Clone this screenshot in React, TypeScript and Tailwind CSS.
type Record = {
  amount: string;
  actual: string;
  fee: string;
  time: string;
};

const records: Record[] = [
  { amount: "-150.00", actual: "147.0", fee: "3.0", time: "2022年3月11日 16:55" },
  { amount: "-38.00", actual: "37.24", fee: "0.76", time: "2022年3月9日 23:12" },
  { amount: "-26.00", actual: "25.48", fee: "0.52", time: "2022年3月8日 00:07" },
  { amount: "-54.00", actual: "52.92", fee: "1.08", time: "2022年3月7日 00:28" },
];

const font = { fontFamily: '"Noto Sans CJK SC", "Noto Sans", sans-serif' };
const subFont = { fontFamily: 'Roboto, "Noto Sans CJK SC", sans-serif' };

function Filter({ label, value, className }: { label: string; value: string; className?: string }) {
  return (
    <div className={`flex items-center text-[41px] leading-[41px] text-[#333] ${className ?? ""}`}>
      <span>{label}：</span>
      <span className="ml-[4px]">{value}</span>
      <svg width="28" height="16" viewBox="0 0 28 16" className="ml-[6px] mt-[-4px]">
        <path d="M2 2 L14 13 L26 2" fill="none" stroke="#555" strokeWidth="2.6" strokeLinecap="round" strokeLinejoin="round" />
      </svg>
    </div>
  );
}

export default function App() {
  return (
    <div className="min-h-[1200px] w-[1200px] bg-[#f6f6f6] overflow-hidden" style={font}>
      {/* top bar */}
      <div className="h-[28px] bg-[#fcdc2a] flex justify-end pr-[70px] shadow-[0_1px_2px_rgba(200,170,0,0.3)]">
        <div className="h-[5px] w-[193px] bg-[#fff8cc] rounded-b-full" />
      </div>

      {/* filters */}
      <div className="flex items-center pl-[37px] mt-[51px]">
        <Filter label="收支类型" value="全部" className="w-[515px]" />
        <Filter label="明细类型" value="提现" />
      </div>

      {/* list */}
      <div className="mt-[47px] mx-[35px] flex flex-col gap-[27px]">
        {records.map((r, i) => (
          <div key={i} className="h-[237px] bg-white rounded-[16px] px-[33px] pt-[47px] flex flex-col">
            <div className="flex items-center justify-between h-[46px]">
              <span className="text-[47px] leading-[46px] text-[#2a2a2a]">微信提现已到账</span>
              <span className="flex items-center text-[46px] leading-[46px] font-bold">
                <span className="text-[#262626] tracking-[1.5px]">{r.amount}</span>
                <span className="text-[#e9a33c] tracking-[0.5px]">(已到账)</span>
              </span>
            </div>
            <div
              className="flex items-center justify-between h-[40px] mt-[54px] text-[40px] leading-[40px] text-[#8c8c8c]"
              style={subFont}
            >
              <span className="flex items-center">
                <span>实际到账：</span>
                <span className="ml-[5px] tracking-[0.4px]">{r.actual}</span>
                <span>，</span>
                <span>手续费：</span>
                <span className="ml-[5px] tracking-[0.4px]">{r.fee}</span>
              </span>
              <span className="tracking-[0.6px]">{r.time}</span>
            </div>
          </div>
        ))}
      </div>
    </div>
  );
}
---
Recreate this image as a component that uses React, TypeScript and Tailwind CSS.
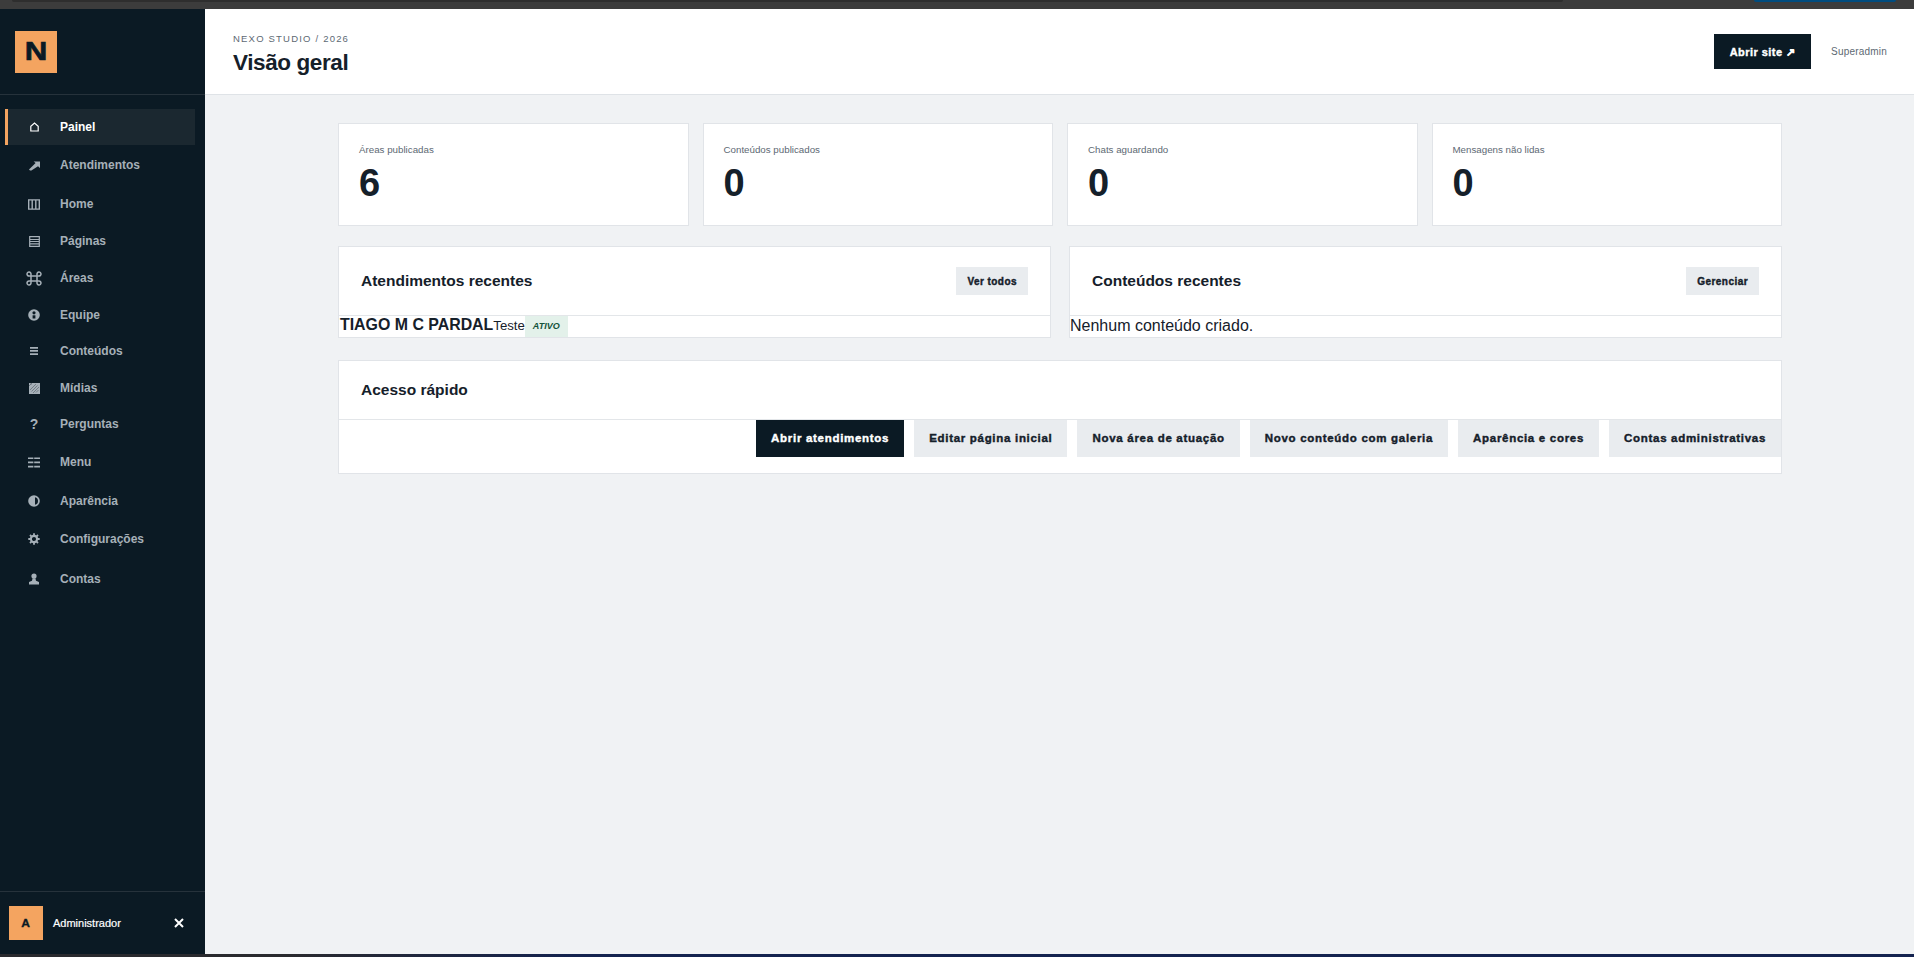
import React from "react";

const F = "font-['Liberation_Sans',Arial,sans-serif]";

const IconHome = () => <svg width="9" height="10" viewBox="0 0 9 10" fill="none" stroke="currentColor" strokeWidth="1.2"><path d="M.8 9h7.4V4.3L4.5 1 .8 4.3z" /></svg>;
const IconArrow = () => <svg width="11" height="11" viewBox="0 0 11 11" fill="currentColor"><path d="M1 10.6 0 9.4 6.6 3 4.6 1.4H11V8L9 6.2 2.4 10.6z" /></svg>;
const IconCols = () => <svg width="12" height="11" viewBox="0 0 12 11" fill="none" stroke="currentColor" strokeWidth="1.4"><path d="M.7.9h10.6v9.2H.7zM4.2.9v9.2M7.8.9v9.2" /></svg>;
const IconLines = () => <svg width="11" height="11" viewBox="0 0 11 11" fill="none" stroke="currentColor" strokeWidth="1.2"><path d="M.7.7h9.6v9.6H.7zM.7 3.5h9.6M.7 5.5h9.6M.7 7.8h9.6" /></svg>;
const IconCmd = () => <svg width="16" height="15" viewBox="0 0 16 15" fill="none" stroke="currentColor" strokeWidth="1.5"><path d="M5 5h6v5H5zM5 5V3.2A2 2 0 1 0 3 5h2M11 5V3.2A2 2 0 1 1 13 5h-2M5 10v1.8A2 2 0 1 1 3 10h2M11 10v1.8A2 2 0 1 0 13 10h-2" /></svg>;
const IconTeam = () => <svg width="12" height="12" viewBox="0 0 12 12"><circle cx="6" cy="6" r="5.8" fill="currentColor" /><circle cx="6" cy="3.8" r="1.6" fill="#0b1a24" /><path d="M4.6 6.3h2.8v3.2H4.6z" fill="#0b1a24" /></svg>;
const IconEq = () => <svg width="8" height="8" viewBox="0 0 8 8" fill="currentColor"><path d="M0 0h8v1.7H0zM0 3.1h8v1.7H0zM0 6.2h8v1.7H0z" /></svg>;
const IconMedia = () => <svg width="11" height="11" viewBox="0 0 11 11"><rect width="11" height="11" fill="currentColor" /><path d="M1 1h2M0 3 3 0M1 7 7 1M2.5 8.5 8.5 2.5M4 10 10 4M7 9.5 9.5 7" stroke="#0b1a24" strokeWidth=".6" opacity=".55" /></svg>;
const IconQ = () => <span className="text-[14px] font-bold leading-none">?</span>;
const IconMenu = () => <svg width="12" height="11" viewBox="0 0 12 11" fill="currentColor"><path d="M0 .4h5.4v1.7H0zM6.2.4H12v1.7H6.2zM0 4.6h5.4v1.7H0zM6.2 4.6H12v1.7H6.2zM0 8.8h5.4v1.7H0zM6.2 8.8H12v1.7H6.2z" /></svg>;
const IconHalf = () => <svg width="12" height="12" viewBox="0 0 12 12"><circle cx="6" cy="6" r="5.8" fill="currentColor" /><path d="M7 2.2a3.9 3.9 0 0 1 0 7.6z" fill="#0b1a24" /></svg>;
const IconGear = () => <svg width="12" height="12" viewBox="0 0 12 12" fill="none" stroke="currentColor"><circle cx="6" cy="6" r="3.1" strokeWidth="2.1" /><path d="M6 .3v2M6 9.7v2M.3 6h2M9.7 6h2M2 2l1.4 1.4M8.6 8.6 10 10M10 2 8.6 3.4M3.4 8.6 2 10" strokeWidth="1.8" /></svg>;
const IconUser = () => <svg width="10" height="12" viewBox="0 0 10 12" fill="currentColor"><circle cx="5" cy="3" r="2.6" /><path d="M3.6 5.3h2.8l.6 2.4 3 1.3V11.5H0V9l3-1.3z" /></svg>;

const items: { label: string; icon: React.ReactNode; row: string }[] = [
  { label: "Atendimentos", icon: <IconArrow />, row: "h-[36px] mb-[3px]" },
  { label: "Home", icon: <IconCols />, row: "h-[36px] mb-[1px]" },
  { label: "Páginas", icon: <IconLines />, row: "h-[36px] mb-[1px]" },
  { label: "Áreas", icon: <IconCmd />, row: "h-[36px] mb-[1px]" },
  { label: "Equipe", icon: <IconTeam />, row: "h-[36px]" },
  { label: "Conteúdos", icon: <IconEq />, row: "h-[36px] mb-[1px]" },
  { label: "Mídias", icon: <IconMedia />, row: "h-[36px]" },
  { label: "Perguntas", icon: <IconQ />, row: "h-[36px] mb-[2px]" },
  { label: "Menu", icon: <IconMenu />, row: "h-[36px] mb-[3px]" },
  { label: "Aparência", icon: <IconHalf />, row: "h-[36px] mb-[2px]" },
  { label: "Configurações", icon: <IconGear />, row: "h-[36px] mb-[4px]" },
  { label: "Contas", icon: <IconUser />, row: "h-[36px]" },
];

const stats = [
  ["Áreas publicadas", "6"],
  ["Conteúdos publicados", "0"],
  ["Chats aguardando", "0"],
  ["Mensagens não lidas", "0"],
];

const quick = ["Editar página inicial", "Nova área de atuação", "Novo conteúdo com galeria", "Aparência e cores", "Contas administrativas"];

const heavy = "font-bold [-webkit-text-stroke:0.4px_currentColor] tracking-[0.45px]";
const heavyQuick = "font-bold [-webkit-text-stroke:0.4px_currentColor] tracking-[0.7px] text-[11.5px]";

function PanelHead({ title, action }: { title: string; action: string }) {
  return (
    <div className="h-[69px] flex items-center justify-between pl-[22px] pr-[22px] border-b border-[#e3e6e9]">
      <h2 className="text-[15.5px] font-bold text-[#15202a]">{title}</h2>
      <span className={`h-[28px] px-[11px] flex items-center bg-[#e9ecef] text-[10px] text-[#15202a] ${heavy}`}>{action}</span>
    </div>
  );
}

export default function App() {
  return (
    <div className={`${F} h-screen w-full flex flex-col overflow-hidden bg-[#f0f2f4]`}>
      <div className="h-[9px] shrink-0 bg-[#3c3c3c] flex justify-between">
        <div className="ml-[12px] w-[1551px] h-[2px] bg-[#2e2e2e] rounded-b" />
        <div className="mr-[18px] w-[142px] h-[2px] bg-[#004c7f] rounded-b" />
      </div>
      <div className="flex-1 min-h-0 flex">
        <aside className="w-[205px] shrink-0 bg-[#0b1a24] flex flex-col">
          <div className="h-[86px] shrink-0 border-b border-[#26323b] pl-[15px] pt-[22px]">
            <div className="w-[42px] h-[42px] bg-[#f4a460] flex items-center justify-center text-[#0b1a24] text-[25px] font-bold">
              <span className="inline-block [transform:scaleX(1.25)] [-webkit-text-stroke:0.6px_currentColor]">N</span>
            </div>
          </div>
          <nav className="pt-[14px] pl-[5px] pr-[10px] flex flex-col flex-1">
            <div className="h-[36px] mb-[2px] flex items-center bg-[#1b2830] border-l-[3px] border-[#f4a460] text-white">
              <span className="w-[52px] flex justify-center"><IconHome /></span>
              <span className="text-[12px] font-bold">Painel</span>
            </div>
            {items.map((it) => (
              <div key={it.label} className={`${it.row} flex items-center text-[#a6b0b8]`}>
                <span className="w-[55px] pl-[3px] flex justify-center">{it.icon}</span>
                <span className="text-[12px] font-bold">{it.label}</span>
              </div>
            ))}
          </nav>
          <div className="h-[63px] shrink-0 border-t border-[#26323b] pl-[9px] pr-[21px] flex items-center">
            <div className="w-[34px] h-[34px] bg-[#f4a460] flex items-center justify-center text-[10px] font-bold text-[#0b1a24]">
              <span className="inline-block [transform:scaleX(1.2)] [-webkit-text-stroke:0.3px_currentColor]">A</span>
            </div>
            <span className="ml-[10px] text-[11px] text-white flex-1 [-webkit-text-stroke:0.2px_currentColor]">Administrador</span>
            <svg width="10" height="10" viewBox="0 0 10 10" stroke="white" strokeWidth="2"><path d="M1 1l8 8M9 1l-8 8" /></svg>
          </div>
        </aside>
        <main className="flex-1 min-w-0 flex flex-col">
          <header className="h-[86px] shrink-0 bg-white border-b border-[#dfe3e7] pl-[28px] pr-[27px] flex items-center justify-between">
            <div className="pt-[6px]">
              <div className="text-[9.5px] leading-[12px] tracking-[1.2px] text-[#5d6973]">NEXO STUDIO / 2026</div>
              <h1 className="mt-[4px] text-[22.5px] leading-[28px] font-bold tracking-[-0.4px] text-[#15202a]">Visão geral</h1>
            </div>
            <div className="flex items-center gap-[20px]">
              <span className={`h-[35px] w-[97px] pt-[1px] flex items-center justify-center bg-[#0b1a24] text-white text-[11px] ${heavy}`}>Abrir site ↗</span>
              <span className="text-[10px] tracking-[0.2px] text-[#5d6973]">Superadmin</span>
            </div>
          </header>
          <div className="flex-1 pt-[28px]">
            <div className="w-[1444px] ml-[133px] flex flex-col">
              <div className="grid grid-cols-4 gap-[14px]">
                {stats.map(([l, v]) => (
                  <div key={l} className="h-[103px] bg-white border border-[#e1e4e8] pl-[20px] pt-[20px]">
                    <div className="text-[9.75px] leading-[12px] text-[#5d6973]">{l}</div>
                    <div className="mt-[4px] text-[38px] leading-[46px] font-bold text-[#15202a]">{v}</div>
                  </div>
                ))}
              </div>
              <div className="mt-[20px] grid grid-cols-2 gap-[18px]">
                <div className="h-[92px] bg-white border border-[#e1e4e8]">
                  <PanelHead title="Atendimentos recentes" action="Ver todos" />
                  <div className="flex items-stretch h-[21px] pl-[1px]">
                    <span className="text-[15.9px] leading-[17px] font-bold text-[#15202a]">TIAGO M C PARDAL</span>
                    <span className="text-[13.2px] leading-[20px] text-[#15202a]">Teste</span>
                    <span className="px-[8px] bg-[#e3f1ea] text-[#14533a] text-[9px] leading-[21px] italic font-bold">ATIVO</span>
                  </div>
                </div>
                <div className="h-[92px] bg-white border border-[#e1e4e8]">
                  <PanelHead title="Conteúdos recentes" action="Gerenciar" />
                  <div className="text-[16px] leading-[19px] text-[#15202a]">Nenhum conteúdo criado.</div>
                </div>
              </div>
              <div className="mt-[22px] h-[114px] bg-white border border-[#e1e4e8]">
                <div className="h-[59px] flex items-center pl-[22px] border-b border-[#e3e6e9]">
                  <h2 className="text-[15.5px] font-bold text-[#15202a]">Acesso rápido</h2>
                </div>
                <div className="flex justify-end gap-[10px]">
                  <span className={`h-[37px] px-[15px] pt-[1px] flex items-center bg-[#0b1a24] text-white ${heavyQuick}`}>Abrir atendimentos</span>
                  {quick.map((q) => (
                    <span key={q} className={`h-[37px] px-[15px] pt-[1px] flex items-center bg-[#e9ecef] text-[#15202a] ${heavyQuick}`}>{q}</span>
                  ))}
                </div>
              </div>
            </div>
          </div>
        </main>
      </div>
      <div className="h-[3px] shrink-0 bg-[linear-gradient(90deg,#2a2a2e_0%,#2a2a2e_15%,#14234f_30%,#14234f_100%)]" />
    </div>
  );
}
* * *
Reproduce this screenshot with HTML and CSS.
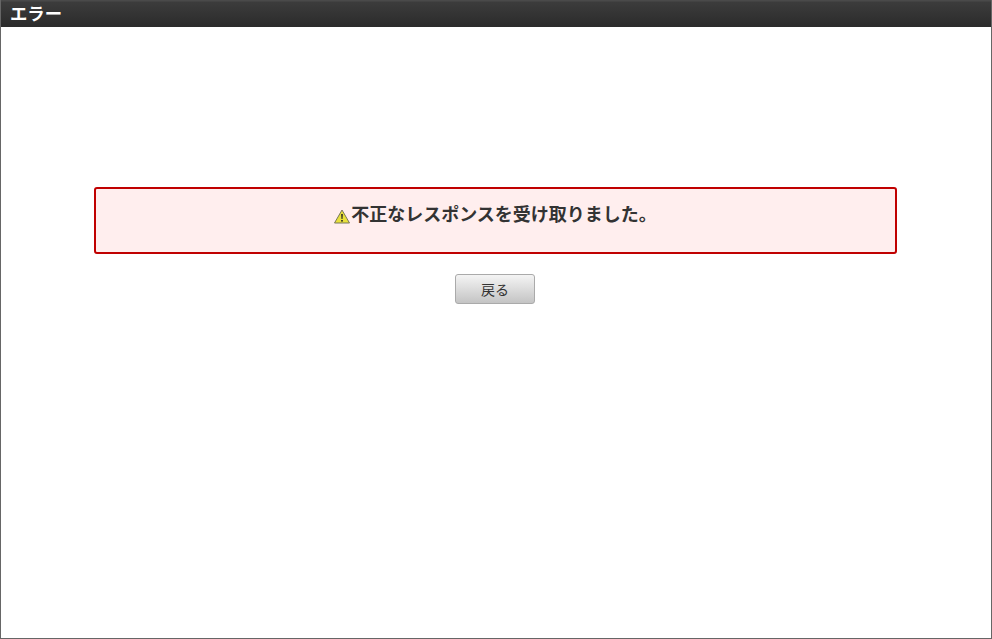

> **Work to do**
Check each line of the records for the word "React" and extract those that contain it.

> **Expected answer**
Clone this screenshot in React, TypeScript and Tailwind CSS.
Recreate this image as a component that uses React, TypeScript and Tailwind CSS.
import React from "react";
const items: { label: string; icon: React.ReactNode; row: string }[] = [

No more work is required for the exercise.